Alabama Sen. Richard Shelby was among the Republicans who opposed Yellen’s nomination to be Fed chair five years ago because he believed she was displaying a bias toward inflation and backed QE. In February, however, Shelby lavished praise on Jay Powell, Yellen’s successor, saying it was “the best economy I’ve seen in my lifetime.”
As he spoke, the Fed’s balance sheet still stood at nearly $4 trillion, and Powell was signaling that it would remain well over three times its pre-crisis scale in nominal terms, even after the Fed finishes paring it back. At the same hearing, Patrick Toomey of Pennsylvania was the only Republican member of the Senate banking committee to raise concerns about a potential overhaul of the Fed’s inflation target under which the central bank could sometimes shoot for higher-than-target inflation.
In earlier times, such a policy might have prompted far more anxiety among inflation hawks. But are there limits to this pivot?
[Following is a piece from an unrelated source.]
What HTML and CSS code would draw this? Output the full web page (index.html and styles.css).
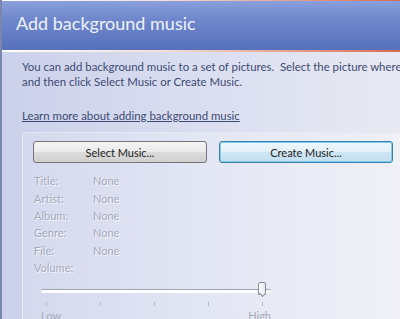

Despite their more dovish posture, Republicans are by no means entirely comfortable with Trump’s attempts to publicly put pressure on the Fed to lower rates.
Trump’s decision to propose two political loyalists to the Fed board has triggered anxiety as some lawmakers fret the central bank’s independence could be damaged. Cain’s prospects are looking more doubtful following skeptical comments from senior Republicans. For his part, Moore has distanced himself from Trump’s call for more QE, arguing such a move did not make a lot of sense now. He has also played down the extent to which he had changed his personal views on monetary policy, arguing his principal objection to QE had not been that it would boost inflation, but that it would fail to stimulate the economy.
Yet Doug Holtz-Eakin, who advised the late John McCain’s presidential campaign, says the post-crisis experience had been a salutary one for conservatives. “Inflation dynamics are not what they used to be,” he says.